Saturday, September 3, 2011

Back to midwifery

There is a lot of swirling in midwifery recently - the past 2 weeks have been rather tumultuous.

Which made me realise that I've not posted about midwifery in a long time. Lots of reasons - I am only 15 weeks away from finishing my degree, I have applied for a graduate position after a LOT of heartache and back and forthing with TheHusband, and it's just been a damn hard slog. I'm a little over it but I also need to dive back in.

But recently there's been a lot in the media - one midwife dragged into court to face a very one-sided roasting, midwives running around like chickens sans head about nothing, and lots of mentions about the rate of homebirths going up. All things to tempt me out of the hermitage!

And getting my brain working again. What I think this adds up to is that there is a push to define what a midwife is. Not just in the ways it's been done (to death) already but in a specific, task-oriented, check this list kind of way. So that if you palpate a belly, check any physiological measure, or whatever I've spent the past 5 years learning how to do - not the important stuff of working with women but the practical skills - then I need to be registered. And just as practicing medicine without a license is a crime, so practicing midwifery without registration will be.

And what that means is that only registered midwives will be allowed to practice midwifery. So midwives who are off the register won't be allowed to practice. Not just "are not allowed to call themselves midwives" but won't be allowed to support women in pregnancy or birth. Which I think is what some midwives in private practice have been working towards all along. And it will be the undoing of midwifery and be more limiting that freeing.

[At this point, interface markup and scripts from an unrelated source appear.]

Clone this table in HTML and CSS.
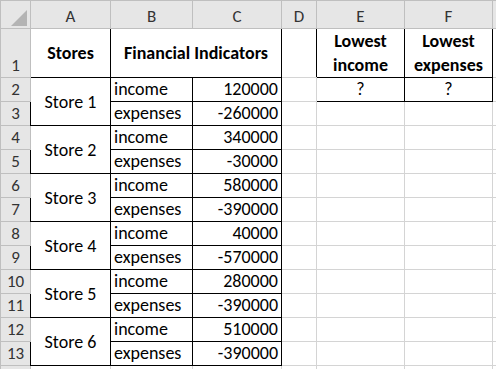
FILE: index.html
```html
<!DOCTYPE html>
<html lang="en">
<head>
    <meta charset="UTF-8">
    <meta name="viewport" content="width=device-width, initial-scale=1.0">
    <title>Stores - Financial Indicators</title>
    <link rel="stylesheet" href="styles.css">
</head>
<body>
    <table class="sheet">
        <colgroup>
            <col class="w-hd">
            <col class="w-a">
            <col class="w-b">
            <col class="w-c">
            <col class="w-d">
            <col class="w-e">
            <col class="w-f">
            <col class="w-g">
        </colgroup>
        <thead>
            <tr class="r-head">
                <th class="corner"><span class="corner-mark"></span></th>
                <th>A</th>
                <th>B</th>
                <th>C</th>
                <th>D</th>
                <th>E</th>
                <th>F</th>
                <th></th>
            </tr>
        </thead>
        <tbody>
            <tr class="r-tall">
                <th>1</th>
                <td class="box bold mid center">Stores</td>
                <td class="box bold mid center" colspan="2">Financial Indicators</td>
                <td class="edge-r"></td>
                <td class="box bold mid center wrap">Lowest<br>income</td>
                <td class="box bold mid center wrap">Lowest<br>expenses</td>
                <td></td>
            </tr>
            <tr>
                <th>2</th>
                <td class="box mid center" rowspan="2">Store 1</td>
                <td class="box">income</td>
                <td class="box num">120000</td>
                <td></td>
                <td class="box center">?</td>
                <td class="box center">?</td>
                <td></td>
            </tr>
            <tr>
                <th>3</th>
                <td class="box">expenses</td>
                <td class="box num">-260000</td>
                <td></td><td></td><td></td><td></td>
            </tr>
            <tr>
                <th>4</th>
                <td class="box mid center" rowspan="2">Store 2</td>
                <td class="box">income</td>
                <td class="box num">340000</td>
                <td></td><td></td><td></td><td></td>
            </tr>
            <tr>
                <th>5</th>
                <td class="box">expenses</td>
                <td class="box num">-30000</td>
                <td></td><td></td><td></td><td></td>
            </tr>
            <tr>
                <th>6</th>
                <td class="box mid center" rowspan="2">Store 3</td>
                <td class="box">income</td>
                <td class="box num">580000</td>
                <td></td><td></td><td></td><td></td>
            </tr>
            <tr>
                <th>7</th>
                <td class="box">expenses</td>
                <td class="box num">-390000</td>
                <td></td><td></td><td></td><td></td>
            </tr>
            <tr>
                <th>8</th>
                <td class="box mid center" rowspan="2">Store 4</td>
                <td class="box">income</td>
                <td class="box num">40000</td>
                <td></td><td></td><td></td><td></td>
            </tr>
            <tr>
                <th>9</th>
                <td class="box">expenses</td>
                <td class="box num">-570000</td>
                <td></td><td></td><td></td><td></td>
            </tr>
            <tr>
                <th>10</th>
                <td class="box mid center" rowspan="2">Store 5</td>
                <td class="box">income</td>
                <td class="box num">280000</td>
                <td></td><td></td><td></td><td></td>
            </tr>
            <tr>
                <th>11</th>
                <td class="box">expenses</td>
                <td class="box num">-390000</td>
                <td></td><td></td><td></td><td></td>
            </tr>
            <tr>
                <th>12</th>
                <td class="box mid center" rowspan="2">Store 6</td>
                <td class="box">income</td>
                <td class="box num">510000</td>
                <td></td><td></td><td></td><td></td>
            </tr>
            <tr>
                <th>13</th>
                <td class="box">expenses</td>
                <td class="box num">-390000</td>
                <td></td><td></td><td></td><td></td>
            </tr>
            <tr>
                <th></th>
                <td></td><td></td><td></td><td></td><td></td><td></td><td></td>
            </tr>
        </tbody>
    </table>
</body>
</html>
```

FILE: styles.css
```css
body {
    margin: 0;
    background-color: #ffffff;
    overflow: hidden;
    font-family: Calibri, Lato, sans-serif;
    color: #000000;
}

.sheet {
    border-collapse: collapse;
    table-layout: fixed;
    width: 532px;
    font-size: 18px;
}

/* column widths */
.w-hd { width: 30px; }
.w-a { width: 80px; }
.w-b { width: 82px; }
.w-c { width: 89px; }
.w-d { width: 35px; }
.w-e { width: 88px; }
.w-f { width: 88px; }
.w-g { width: 40px; }

tr { height: 24px; }
.r-head { height: 28px; }
.r-tall { height: 48px; }

td {
    border: 1px solid #d4d4d4;
    padding: 0 3px 2px 3px;
    line-height: 20px;
    vertical-align: bottom;
    white-space: nowrap;
    overflow: hidden;
}

/* row and column headers */
th {
    background-color: #e6e6e6;
    border: 1px solid #bfbfbf;
    color: #333333;
    font-weight: normal;
    font-size: 17px;
    line-height: 20px;
    padding: 0 0 1px 0;
    text-align: center;
    vertical-align: bottom;
}

.corner {
    text-align: right;
    padding: 0 3px 2px 0;
    line-height: 0;
}

.corner-mark {
    display: inline-block;
    width: 16px;
    height: 16px;
    background-color: #b4b4b4;
    clip-path: polygon(100% 0, 100% 100%, 0 100%);
}

/* black bordered data cells */
.box {
    border: 1px solid #000000;
}

.edge-r {
    border-right: 1px solid #000000;
}

.bold {
    font-weight: bold;
}

.center {
    text-align: center;
}

.mid {
    vertical-align: middle;
    padding-bottom: 0;
}

.wrap {
    white-space: normal;
    line-height: 24px;
}

.num {
    text-align: right;
}
```
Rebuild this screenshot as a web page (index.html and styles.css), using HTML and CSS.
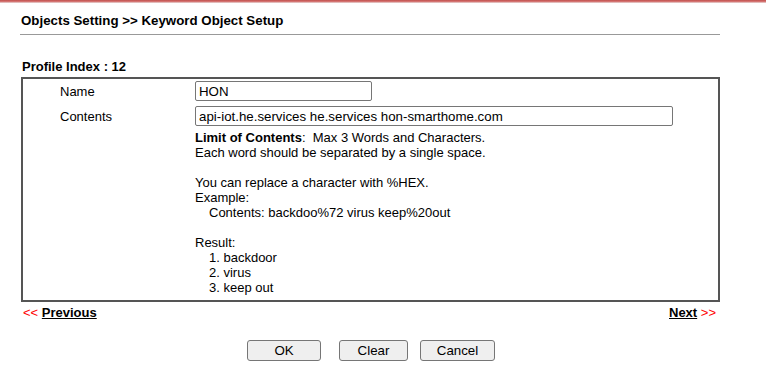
FILE: index.html
```html
<!DOCTYPE html>
<html>
<head>
<meta charset="utf-8">
<link rel="stylesheet" href="styles.css">
</head>
<body>
<div class="topbar"></div>
<div class="page">
  <div class="title">Objects Setting &gt;&gt; Keyword Object Setup</div>
  <div class="profile">Profile Index : 12</div>
  <div class="box">
    <div class="row">
      <div class="label">Name</div>
      <div class="value"><input class="inp name" type="text" value="HON"></div>
    </div>
    <div class="row">
      <div class="label">Contents</div>
      <div class="value">
        <input class="inp contents" type="text" value="api-iot.he.services he.services hon-smarthome.com">
        <div class="help">
          <div><b>Limit of Contents</b>:&nbsp; Max 3 Words and Characters.</div>
          <div>Each word should be separated by a single space.</div>
          <div class="blank"></div>
          <div>You can replace a character with %HEX.</div>
          <div>Example:</div>
          <div class="ind">Contents: backdoo%72 virus keep%20out</div>
          <div class="blank"></div>
          <div>Result:</div>
          <div class="ind">1. backdoor</div>
          <div class="ind">2. virus</div>
          <div class="ind">3. keep out</div>
        </div>
      </div>
    </div>
  </div>
  <div class="nav">
    <span><span class="arr">&lt;&lt;</span> <a href="#">Previous</a></span>
    <span><a href="#">Next</a> <span class="arr">&gt;&gt;</span></span>
  </div>
  <div class="buttons">
    <button class="btn ok">OK</button>
    <button class="btn clear">Clear</button>
    <button class="btn cancel">Cancel</button>
  </div>
</div>
</body>
</html>
```
FILE: styles.css
```css
html, body {
  margin: 0;
  padding: 0;
  background: #fff;
}
body {
  font-family: "Liberation Sans", Arial, sans-serif;
  font-size: 13px;
  color: #000;
}
.topbar {
  height: 3px;
  background: linear-gradient(#c0504d, #d97a78 60%, #e8e8e8);
}
.page {
  width: 700px;
  padding-left: 20px;
}
.title {
  font-weight: bold;
  font-size: 13.3px;
  padding-top: 11px;
  height: 20px;
  line-height: 14px;
  border-bottom: 1px solid #999;
  padding-left: 1px;
}
.profile {
  font-weight: bold;
  margin-top: 25px;
  margin-bottom: 3px;
  padding-left: 2px;
  line-height: 14px;
}
.box {
  margin-left: 1px;
  border: 2px solid #555;
  padding: 0 0 2px;
}
.row {
  display: flex;
}
.label {
  width: 135px;
  padding-left: 37px;
  line-height: 20px;
  padding-top: 3px;
}
.value {
  padding-top: 2px;
  padding-bottom: 3px;
}
.inp {
  font-family: "Liberation Sans", Arial, sans-serif;
  font-size: 13.3px;
  height: 20px;
  box-sizing: border-box;
  border: 1px solid #767676;
  border-radius: 2px;
  padding: 0 3px;
  margin: 0;
  color: #000;
  display: block;
}
.name { width: 177px; }
.contents { width: 478px; }
.help {
  margin-top: 4px;
  line-height: 15px;
}
.blank { height: 15px; }
.ind { padding-left: 14px; }
.nav {
  display: flex;
  justify-content: space-between;
  padding: 3px 4px 0 3px;
  line-height: 15px;
  font-size: 13px;
}
.arr { color: #f00; }
.nav a {
  color: #000;
  font-weight: bold;
  text-decoration: underline;
}
.buttons {
  display: flex;
  justify-content: center;
  gap: 18px;
  margin-top: 20px;
  padding-left: 2px;
}
.btn {
  font-family: "Liberation Sans", Arial, sans-serif;
  font-size: 13.3px;
  height: 21px;
  border: 1px solid #767676;
  border-radius: 3px;
  background: #efefef;
  color: #000;
  padding: 0;
}
.ok { width: 74px; }
.clear { width: 69px; margin-right: -6px; }
.cancel { width: 75px; }
```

Midwifery will get more few layers. Doulas who do the old-fashioned and SO VALUABLE stuff of midwifery of supporting women in their travail with no medical advice involved; lay midwives who combine herbology, aromatherapy, body work, psychology and so much else to caring for women in their community; registered midwives in private practice hog-tied by insurance and regulation to not attend anyone who is not perfectly "no risk"; eligible for Medicare registered midwives doing even less midwifery and more paperwork; and the rest of the midwives who are able to go to work in the system.

And thus there will be another change in how women are served. We started off attending the births of our friends and neighbours, then worked on our own, trained apprentices doing the attending and so on. We tended our gardens and the ill, laid out the dead and welcomed the new, and our reputations were the most important.

Then changes came with the invention of anaesthetic and forceps and thus obstetricians were separated from midwives and the skills were separated. And so much was lost for the women.

Then into the hospitals.
Then into the universities.
And now this.

Call me paranoid but I think the persecution of Lisa for her role in a tragedy that had little to do with her and instead is part of the push to define midwives and limit practice of my craft to only those that hold registration.

1 comment:

Billie said...

Ain't nothing paranoid about that...

The other day my FIL was discussing how all the industry is going to China. My partner said he had heard that that's what they're planning. It's basically being set up so that different places do different things and one of those things is that all industry happens in China. My FIL said "is that another one of those *conspiracy theories*?" in a really condescending way. The thing is, his original statement just proved that it couldn't be a conspiracy theory. That is, it might be a conspiracy but it certainly isn't a theory...it's happening right in front of our eyes.

Anyway that's my long winded way of saying... it might sound paranoid to some, but this is exactly what is happening. Whatever their supposed intentions are is besides the point. They're limiting the practice of midwives and that is indeed a very very sad thing to be happening.